Sometimes, our thoughts on Jesus as a person do not go much further than the words of Christmas carols.
He was little, weak and helpless,
Tears and smiles like us he knew
go the words of Once in Royal David’s city, and that is as far as we go. Generations of people grew up being taught the words, “Gentle Jesus, meek and mild, look upon this little child.” And, if we think of Jesus in that way, we think even more so that Mary was a passive and submissive person, a plaster saint in a blue robe, disengaged from the realities of harsh human life. When we read today’s Gospel reading, we see that Saint Mark challenges our traditional views of Mary and of Jesus.
Saint Mark Chapter 3 Verse 21 tells us, “When his family heard it, they went out to restrain him, for people were saying, ‘He has gone out of his mind.'” Jesus’ family come for him because they are embarrassed at the things being said about Jesus. The gossiping tongues have been wagging, Jesus is believed to be mad, why don’t his family do something about him?
How would Jesus have felt about this? Wouldn’t it have been bad enough for him to know that people were talking in such a way? How much worse must it have felt for his family to have been brought into the matter?
There is a test of his calling, a test of his vocation to follow the path he believes to be the right one. It is a reminder that following a calling will always bring strains, will always cause problems. But it is not just a matter of gossip. Look at the accusations that follow, in Chapter 3 Verse 22, we read, “And the scribes who came down from Jerusalem said, ‘He has Beelzebul, and by the ruler of the demons he casts out demons.'” Jesus is being accused of engaging with evil.
It seems that since ancient times those who cannot stand their ground on matters of principle have resorted to ad hominem arguments, unable to withstand the logic of their opponent, they instead make personal allegations against their opponent.
The worst accusation that Jesus’ opponents could make is that he is an agent of the powers of darkness. Jesus responds not with accusations against the scribes, but with a dissection of their logic. If he is evil when it is obvious that he is opposing evil, then how can evil triumph? He says to them in Chapter 3 Verses 24 and 25, “If a kingdom is divided against itself, that kingdom cannot stand. And if a house is divided against itself, that house will not be able to stand.” For powerful religious people, Jesus’ teaching is so unsettling that their response is absurd. In the history of the church, there have been many times when religious leaders have persecuted those who sought to uphold Jesus’ teachings.

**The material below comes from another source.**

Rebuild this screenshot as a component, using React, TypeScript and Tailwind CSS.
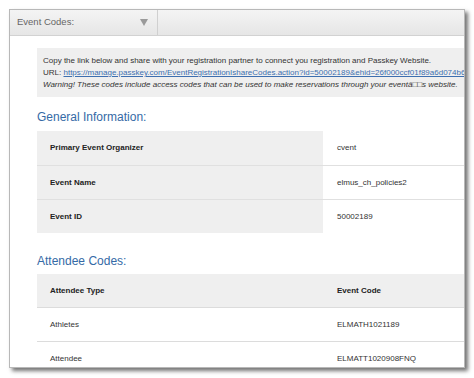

The experience of Jesus at the hands of the scribes should serve as a lesson to all who would seek to follow him. “He was little, weak and helpless,” he was also tough, principled and formidable.
Saint Mark challenges the meek and mild view of Jesus, he also challenges the plaster saint image of Mary. The family hear that Jesus is accused of being mentally unbalanced and who comes for him? Chapter 3 Verse 31 tells us, “Then his mother and his brothers came; and standing outside, they sent to him and called him.” Mary is not the traditional First Century Palestinian mother, staying at home, while sending out her sons, she is the leader of the group.

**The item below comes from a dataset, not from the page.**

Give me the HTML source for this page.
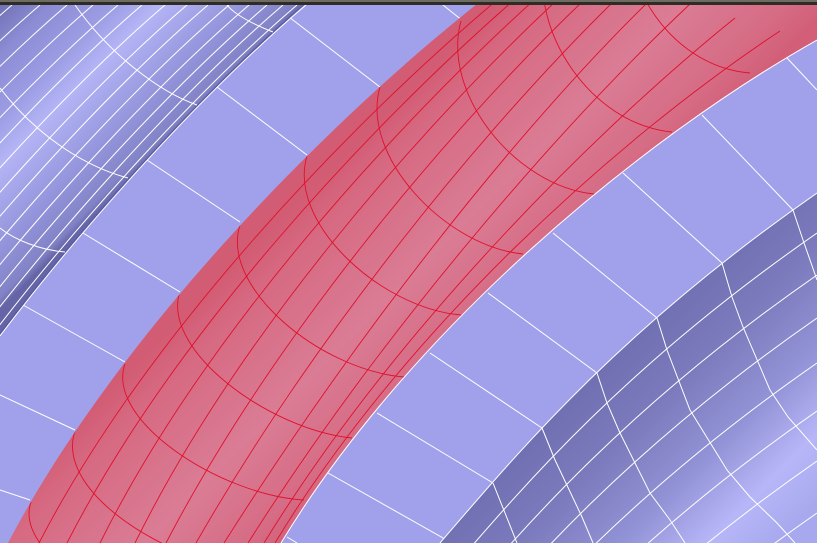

Also, there is no biblical evidence that Mary did not have children as well as Jesus, her firstborn; his brothers are referred to here, and in the Acts of the Apostles, James is referred to as the brother of Jesus. It is the leaders of the church who in later centuries decide that sexuality is something evil and that the perfect woman is one who avoids sexual contact. The belief that Mary was always a virgin became one used not only to declare that sex was something inherently sinful, but also one to oppress women who, if they are not virgins, must be sinful. Mary is a flesh and blood mother concerned about her family and concerned about the stories she has heard concerning her son.
Jesus is told his family are outside and in Chapter 3 Verses 33-34 he replies, “Who are my mother and my brothers?” And looking at those who sat around him, he said, ‘Here are my mother and my brothers!'” It would have been a shocking statement in times when the ties of blood and faith and race were so important. Jesus is sweeping aside all human loyalties and saying there are more important things than the family or religion or people into which a person is born. The things that matter are one’s own beliefs, the way one lives, the way one treats others, one’s own integrity, these are the things for which Jesus looks, “Whoever does the will of God is my brother and sister and mother,” he declares in Chapter 3 Verse 35.
Saint Mark challenges his readers, do we see Jesus as the person whom Mark knew?